Every woman has a coming of age story; they can trace back to the day the moment they realized that there was no longer a little girl and that they had become a woman.
For some, it may be the first day Lady Flow came to visit or the intimate loss of your virginity. For me, it didn’t really happen how I ever thought it would.
It was 8th grade. I had already hit puberty years before, but it was in that year that I officially deemed myself a woman.
I was in math class, bending over my desk to talk to a friend who sat in front of me. When suddenly the boy behind me slapped my ass.
I was shocked. I was humiliated. How could this boy feel that it was okay to slap me and then make a joke about “my nice ass”?
I turned around and slapped him. The moment my hand connected with his cheek the class got silent. My teacher approached me, asked what happened and when I told her she sent me to the office.
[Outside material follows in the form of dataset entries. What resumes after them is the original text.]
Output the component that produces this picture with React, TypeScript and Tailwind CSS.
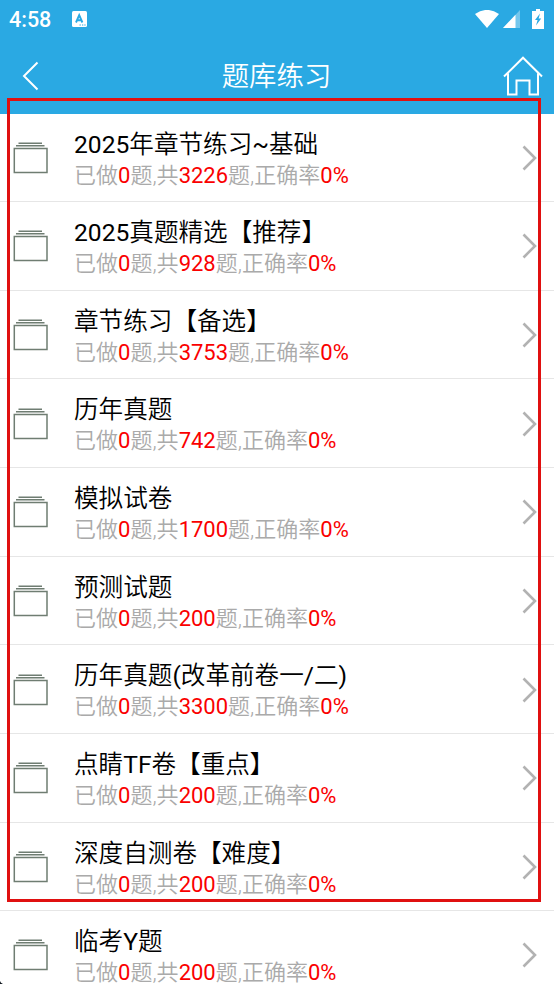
const rows = [
  { title: "2025年章节练习~基础", total: 3226 },
  { title: "2025真题精选【推荐】", total: 928 },
  { title: "章节练习【备选】", total: 3753 },
  { title: "历年真题", total: 742 },
  { title: "模拟试卷", total: 1700 },
  { title: "预测试题", total: 200 },
  { title: "历年真题(改革前卷一/二)", total: 3300 },
  { title: "点睛TF卷【重点】", total: 200 },
  { title: "深度自测卷【难度】", total: 200 },
  { title: "临考Y题", total: 200 },
];

const StatusBar = () => (
  <div className="flex h-[38px] items-center justify-between pl-[9px] pr-[10px]">
    <div className="flex items-center gap-[21px]">
      <span className="pt-px text-[21.5px] font-medium leading-[38px]">4:58</span>
      <svg width="15" height="16" viewBox="0 0 15 16">
        <rect width="15" height="16" rx="1.5" fill="#fff" />
        <path d="M4 11.5 7.2 4.2 10.4 11.5M5.2 9.2h4" fill="none" stroke="#2aa9e3" strokeWidth="1.9" />
        <path d="M7.5 14h1.3M10 14h1.3M12.3 14h1.3" stroke="#2aa9e3" strokeWidth="1.2" />
      </svg>
    </div>
    <div className="flex items-center">
      <svg width="24" height="18" viewBox="0 0 24 18">
        <path d="M0 4Q12-4.2 24 4L12 18Z" fill="#fff" />
      </svg>
      <svg className="ml-[4px]" width="17" height="18" viewBox="0 0 17 18">
        <path d="M17 0V18H0Z" fill="#fff" opacity=".35" />
        <path d="M12.5 4.8V18H0Z" fill="#fff" />
      </svg>
      <svg className="ml-[12px]" width="12" height="20" viewBox="0 0 12 20">
        <path d="M4 0h4v2h4v18H0V2h4Z" fill="#fff" />
        <path d="M8 4.5 3 11h2.6L4 16.5 9.2 9.5H6.6Z" fill="#2aa9e3" />
      </svg>
    </div>
  </div>
);

const Header = () => (
  <header className="h-[113.5px] shrink-0 bg-[#2aa9e3] text-white">
    <StatusBar />
    <div className="flex h-[75px] items-center justify-between pl-[22px] pr-[11px]">
      <svg width="28" height="30" viewBox="0 0 28 30" fill="none" stroke="#fff" strokeWidth="2">
        <path d="M15.5 1.5 2 15 15.5 28.5" />
      </svg>
      <h1 className="pt-[4px] text-[27.4px] font-[350] leading-none">题库练习</h1>
      <svg width="40" height="40" viewBox="0 0 40 40" fill="none" stroke="#fff" strokeWidth="2">
        <path d="M1 20.5 20 1.7 39 20.5M5 17.5V38.5H13.5V24.5H26.5V38.5H35V17.5" />
      </svg>
    </div>
  </header>
);

const FolderIcon = () => (
  <svg width="35" height="32" viewBox="0 0 35 32" fill="none" stroke="#6f7d72" strokeWidth="1.5">
    <path d="M5.5 1.2h23.5M3 3.8h28.5" />
    <path d="M1.3 6.5h32.7v24H1.3Z" />
  </svg>
);

// Latin runs need the regular weight next to the lighter Chinese glyphs
const RowTitle = ({ text }: { text: string }) => (
  <div className="text-[24.6px] font-[350] leading-[33px] text-black">
    {text.split(/([\x20-\x7e]+)/).map((part, i) =>
      i % 2 ? (
        <span key={i} className="font-normal">
          {part}
        </span>
      ) : (
        part
      )
    )}
  </div>
);

const App = () => {
  return (
    <div
      lang="zh-CN"
      className="relative flex h-[984px] w-[554px] flex-col overflow-hidden bg-white font-[Roboto,'Noto_Sans_CJK_SC',sans-serif]"
    >
      <Header />
      <ul>
        {rows.map((row) => (
          <li
            key={row.title}
            className="flex h-[88.625px] items-center border-b-[1.5px] border-[#e6e6e6] pl-[13px] pr-[17px] pt-px"
          >
            <FolderIcon />
            <div className="ml-[26px] flex-1 whitespace-nowrap pt-[1.5px]">
              <RowTitle text={row.title} />
              <div className="text-[22px] font-[350] leading-[29px] text-[#aaa]">
                已做<span className="font-normal text-[#fa0000]">0</span>题,共
                <span className="font-normal text-[#fa0000]">{row.total}</span>题,正确率
                <span className="font-normal text-[#fa0000]">0%</span>
              </div>
            </div>
            <svg width="15" height="26" viewBox="0 0 15 26" fill="none" stroke="#b2b2b2" strokeWidth="2.6">
              <path d="M1.5 1.5 13 13 1.5 24.5" />
            </svg>
          </li>
        ))}
      </ul>

      {/* Highlight frame over the list */}
      <div className="pointer-events-none absolute left-[7px] top-[98px] h-[804px] w-[534px] border-[3px] border-[#e01010]" />
      {/* Rounded screen corner */}
      <svg className="absolute bottom-0 left-0" width="3" height="3" viewBox="0 0 3 3">
        <path d="M0 0Q.5 2.2 3 3H0Z" fill="#111820" />
      </svg>
    </div>
  );
};

export default App;
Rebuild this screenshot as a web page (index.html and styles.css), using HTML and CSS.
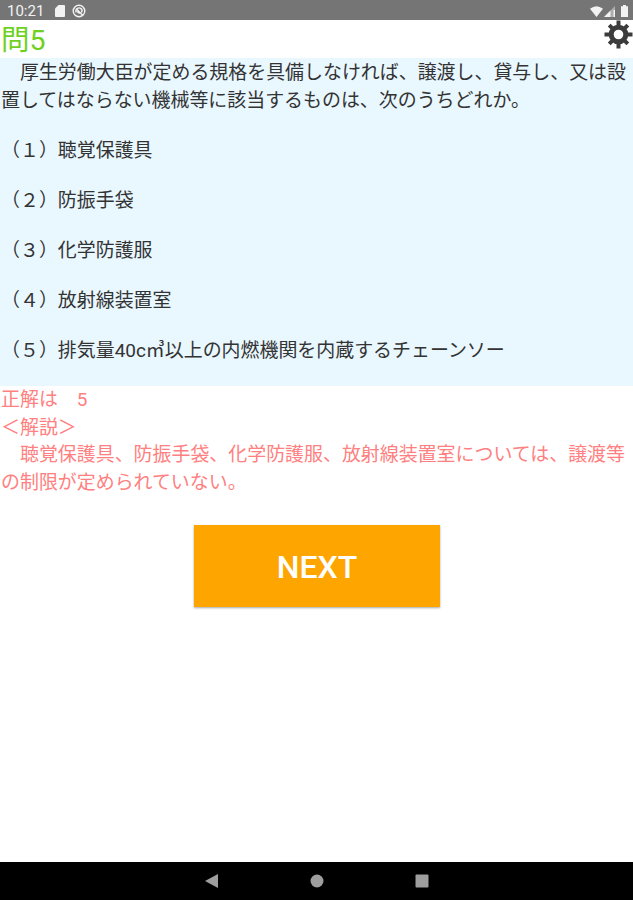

When I got to the principal’s office I sat quietly waiting, wondering what was going to happen to the boy who slapped my ass. Was he going to get suspended? Was he going to apologize? What was going to happen...
"You should not have assaulted another student, no matter what you claim he did."
Claim. Claim.
"He's just being a boy."
He’s just being a boy?!
"Boys will be boys, so don't give them the chance."
Boys will be boys, so because I bent over my desk, I gave him a chance.
I was sent back to class and made to apologize to him.
I was told that I, as a woman, needed to be the bigger person, apologize, and move on because boys will be boys.
That day I made the transition from being a little girl to a woman. It didn’t happen over time, it happened in minutes, in seconds. I went from innocence to being sexualized and told to not give boys the chance to harass me.
We are deemed to be women from the second that we are able to fill out our first real bra, but men, no matter their age, are deemed boys until their maturity levels have heightened.
I didn’t have a beautiful coming of age story. When it comes down to it, I was told I was a woman through the words and actions of a male principal who excused a boy for slapping my ass.
It certainly wasn’t on my terms and I know I’m not the only one. I became a woman the moment that boy’s hand touched my ass and I continue to be reminded that I am a woman every day...
In schools now, girls are sent home because their outfits are distracting to boys' education, they are told to go home and change causing themselves to miss classes, to miss out on their education.
When I was in school I saw boys wearing shirts that had women in bikinis straddling a motorcycle and yet they weren’t dress coded.
We are constantly excusing boys' behavior with “boys will be boys,” we are giving them permission to think that we need to conform to them constantly by saying a girl needs to go home and change because her clothes are distracting.
While, yes, there are girls who wear some pretty raunchy clothing, there are also boys with the same problem. The first step to fixing a problem is admitting there is one.
One in five girls will be survivors of childhood sexual abuse, and that is 1 too many.